* GIVEN TASK: Both the line containing "and Tailwind CSS." and the line containing "string; value?: string" are part of the range to copy, along with every line between them. Copy it exactly and leave out the pictures.
++++
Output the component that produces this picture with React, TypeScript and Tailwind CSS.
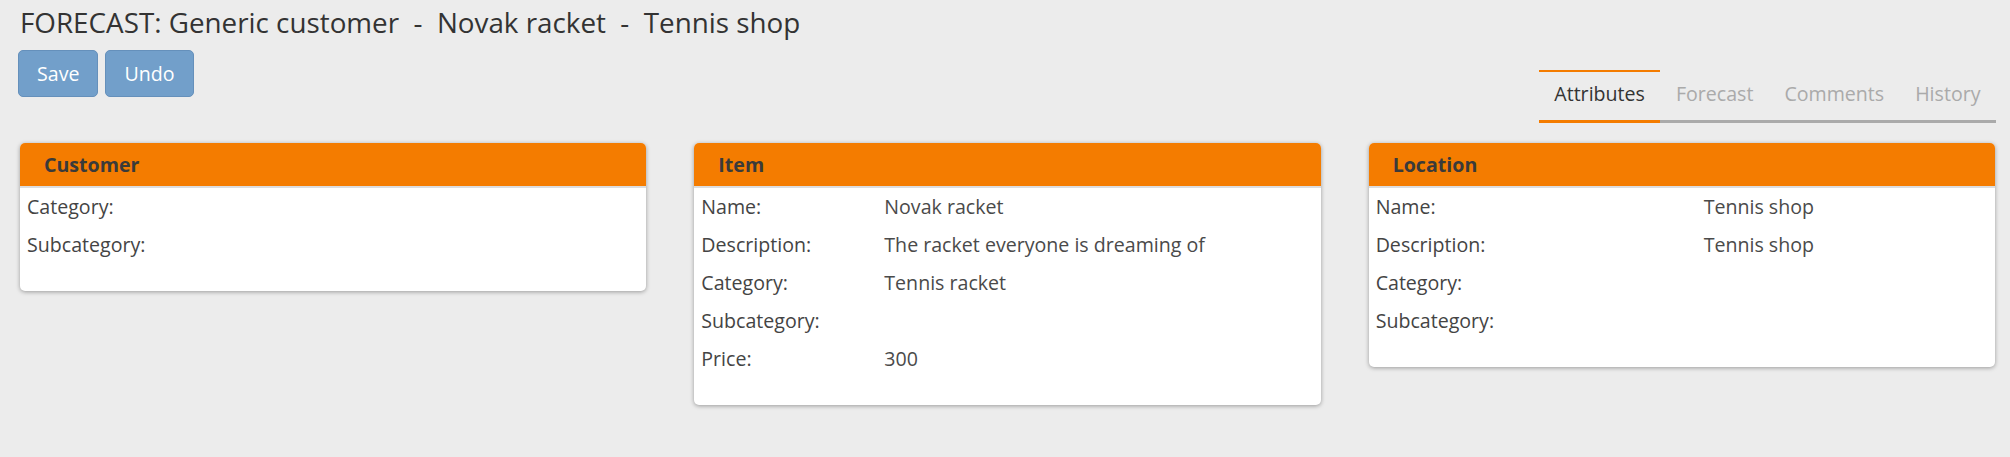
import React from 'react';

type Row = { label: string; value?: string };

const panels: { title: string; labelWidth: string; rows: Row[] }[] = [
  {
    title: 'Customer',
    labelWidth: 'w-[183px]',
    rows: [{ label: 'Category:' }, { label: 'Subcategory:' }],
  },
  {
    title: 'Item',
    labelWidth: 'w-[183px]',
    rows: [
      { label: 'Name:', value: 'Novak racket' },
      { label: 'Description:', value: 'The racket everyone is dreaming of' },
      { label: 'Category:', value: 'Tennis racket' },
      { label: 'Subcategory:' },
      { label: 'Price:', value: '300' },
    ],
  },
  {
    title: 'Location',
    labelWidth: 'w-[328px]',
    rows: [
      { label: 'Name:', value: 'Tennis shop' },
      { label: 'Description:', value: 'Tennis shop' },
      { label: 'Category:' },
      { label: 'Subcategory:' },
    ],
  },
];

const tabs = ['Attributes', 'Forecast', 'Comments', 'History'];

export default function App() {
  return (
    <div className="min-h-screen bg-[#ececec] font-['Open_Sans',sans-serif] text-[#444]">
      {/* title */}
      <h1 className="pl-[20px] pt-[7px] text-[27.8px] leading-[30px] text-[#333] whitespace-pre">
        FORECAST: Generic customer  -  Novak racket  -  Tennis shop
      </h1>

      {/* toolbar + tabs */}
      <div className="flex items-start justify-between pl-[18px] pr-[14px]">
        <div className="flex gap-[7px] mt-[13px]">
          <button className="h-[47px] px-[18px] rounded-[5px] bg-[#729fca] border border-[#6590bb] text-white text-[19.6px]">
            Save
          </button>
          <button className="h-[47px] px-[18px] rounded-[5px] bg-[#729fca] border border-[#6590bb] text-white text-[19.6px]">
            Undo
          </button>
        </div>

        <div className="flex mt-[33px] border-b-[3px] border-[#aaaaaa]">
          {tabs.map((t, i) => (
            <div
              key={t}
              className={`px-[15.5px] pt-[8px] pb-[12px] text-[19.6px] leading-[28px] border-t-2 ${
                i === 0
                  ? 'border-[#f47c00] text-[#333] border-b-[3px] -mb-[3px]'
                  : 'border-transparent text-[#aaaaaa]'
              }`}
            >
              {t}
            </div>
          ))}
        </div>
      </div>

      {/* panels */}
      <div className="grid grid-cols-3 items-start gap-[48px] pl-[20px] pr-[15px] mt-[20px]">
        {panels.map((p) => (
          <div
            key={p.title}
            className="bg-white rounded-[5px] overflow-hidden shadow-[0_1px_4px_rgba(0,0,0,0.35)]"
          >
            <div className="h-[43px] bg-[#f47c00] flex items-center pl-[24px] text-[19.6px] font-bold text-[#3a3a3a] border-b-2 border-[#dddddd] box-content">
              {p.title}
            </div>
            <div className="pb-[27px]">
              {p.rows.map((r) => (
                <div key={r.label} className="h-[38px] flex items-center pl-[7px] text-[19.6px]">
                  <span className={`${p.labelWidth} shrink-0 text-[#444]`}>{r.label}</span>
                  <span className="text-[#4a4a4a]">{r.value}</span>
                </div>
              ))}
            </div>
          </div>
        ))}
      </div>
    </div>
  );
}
++++
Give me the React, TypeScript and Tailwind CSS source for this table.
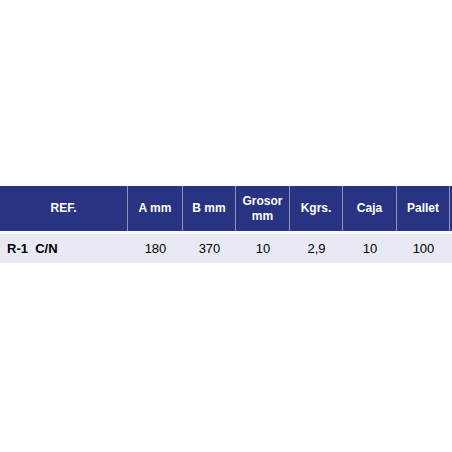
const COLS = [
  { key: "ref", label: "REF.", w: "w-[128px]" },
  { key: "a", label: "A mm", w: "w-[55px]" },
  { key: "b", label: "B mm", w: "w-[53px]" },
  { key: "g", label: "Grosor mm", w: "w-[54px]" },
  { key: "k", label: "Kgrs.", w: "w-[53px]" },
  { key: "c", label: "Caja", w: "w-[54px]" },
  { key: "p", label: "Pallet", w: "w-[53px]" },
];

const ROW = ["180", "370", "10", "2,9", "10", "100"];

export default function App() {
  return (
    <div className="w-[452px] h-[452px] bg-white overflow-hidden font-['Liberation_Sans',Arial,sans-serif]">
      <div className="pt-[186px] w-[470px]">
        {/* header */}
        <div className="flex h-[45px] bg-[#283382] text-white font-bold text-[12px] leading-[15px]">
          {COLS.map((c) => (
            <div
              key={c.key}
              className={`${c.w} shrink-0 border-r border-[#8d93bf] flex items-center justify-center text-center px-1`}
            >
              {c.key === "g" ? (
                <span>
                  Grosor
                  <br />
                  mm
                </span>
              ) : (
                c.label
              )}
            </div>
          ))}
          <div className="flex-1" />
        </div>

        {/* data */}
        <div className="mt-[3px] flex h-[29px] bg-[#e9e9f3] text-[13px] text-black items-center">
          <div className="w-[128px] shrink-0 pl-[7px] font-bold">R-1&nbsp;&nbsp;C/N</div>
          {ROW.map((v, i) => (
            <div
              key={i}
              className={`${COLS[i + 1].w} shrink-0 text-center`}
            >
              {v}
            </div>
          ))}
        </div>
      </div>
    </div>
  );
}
++++
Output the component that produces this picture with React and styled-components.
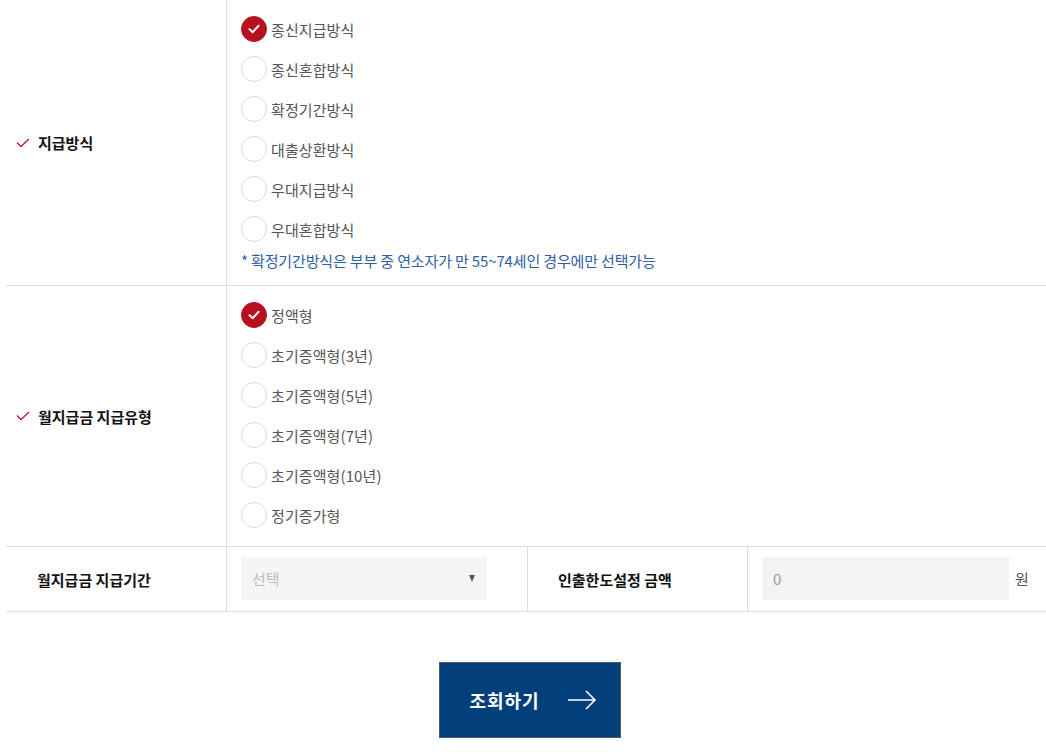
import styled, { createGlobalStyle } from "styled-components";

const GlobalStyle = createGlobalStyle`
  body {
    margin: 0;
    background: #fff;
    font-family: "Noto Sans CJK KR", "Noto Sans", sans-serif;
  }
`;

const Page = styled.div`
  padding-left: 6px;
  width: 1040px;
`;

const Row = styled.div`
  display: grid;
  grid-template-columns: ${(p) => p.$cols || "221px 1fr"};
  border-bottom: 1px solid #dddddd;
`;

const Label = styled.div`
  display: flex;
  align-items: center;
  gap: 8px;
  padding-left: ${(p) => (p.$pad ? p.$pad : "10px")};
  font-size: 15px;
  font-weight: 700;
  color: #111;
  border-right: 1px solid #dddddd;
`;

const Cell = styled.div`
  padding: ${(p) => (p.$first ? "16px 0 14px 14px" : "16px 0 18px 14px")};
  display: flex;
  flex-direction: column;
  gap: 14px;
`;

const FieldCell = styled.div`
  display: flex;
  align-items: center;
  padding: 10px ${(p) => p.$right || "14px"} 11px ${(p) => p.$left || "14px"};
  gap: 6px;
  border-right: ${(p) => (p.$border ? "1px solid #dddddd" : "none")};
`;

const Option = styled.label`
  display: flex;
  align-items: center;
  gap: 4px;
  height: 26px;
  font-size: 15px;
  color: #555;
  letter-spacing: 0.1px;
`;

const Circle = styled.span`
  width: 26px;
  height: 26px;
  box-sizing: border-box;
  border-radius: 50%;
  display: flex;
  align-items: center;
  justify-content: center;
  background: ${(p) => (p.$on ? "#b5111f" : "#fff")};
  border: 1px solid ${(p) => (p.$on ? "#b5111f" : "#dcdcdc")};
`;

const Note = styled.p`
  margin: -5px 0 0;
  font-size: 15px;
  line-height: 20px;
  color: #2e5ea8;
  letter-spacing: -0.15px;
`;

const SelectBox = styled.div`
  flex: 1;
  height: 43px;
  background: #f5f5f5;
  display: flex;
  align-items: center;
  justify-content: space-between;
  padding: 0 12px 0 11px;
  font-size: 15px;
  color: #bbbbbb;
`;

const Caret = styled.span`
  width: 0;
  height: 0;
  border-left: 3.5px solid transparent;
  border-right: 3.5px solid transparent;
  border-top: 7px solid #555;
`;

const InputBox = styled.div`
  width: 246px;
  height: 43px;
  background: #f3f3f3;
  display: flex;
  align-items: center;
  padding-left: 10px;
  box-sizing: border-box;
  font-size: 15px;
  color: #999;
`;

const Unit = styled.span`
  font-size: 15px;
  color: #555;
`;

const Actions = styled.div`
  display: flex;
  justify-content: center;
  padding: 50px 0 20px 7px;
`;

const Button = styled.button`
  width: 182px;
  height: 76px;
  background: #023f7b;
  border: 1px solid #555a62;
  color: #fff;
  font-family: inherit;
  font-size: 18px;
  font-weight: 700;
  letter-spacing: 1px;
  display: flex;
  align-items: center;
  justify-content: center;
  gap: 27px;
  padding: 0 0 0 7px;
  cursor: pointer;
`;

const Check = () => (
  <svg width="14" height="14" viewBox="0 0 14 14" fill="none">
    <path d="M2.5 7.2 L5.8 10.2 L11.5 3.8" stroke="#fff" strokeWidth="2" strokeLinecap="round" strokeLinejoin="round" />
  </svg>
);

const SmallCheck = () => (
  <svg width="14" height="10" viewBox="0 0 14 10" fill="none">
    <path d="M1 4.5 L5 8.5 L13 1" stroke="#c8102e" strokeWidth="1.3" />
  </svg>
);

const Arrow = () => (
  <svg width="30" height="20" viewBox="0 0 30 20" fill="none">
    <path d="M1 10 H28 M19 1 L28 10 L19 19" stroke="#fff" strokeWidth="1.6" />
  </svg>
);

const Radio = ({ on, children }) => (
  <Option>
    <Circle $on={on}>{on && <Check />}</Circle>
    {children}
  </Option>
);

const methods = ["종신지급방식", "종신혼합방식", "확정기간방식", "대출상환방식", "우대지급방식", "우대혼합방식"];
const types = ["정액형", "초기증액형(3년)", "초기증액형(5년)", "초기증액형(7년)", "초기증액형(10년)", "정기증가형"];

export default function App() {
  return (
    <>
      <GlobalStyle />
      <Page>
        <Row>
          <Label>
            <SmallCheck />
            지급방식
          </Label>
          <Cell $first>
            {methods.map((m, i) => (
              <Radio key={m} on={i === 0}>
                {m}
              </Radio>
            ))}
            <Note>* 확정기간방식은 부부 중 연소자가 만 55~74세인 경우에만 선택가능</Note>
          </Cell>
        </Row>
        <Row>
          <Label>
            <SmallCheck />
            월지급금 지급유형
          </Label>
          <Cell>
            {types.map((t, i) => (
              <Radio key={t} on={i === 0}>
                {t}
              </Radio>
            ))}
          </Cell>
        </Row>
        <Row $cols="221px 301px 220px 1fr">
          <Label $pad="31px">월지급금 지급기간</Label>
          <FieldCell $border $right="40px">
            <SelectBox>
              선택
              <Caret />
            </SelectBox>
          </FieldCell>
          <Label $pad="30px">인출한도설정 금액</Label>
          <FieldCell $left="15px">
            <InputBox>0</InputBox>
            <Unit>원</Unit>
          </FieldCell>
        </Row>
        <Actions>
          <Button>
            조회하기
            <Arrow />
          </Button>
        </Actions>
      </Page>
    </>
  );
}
++++
* RESPONSE TO THIS TASK:
Output the component that produces this picture with React, TypeScript and Tailwind CSS.
import React from 'react';

type Row = { label: string; value?: string };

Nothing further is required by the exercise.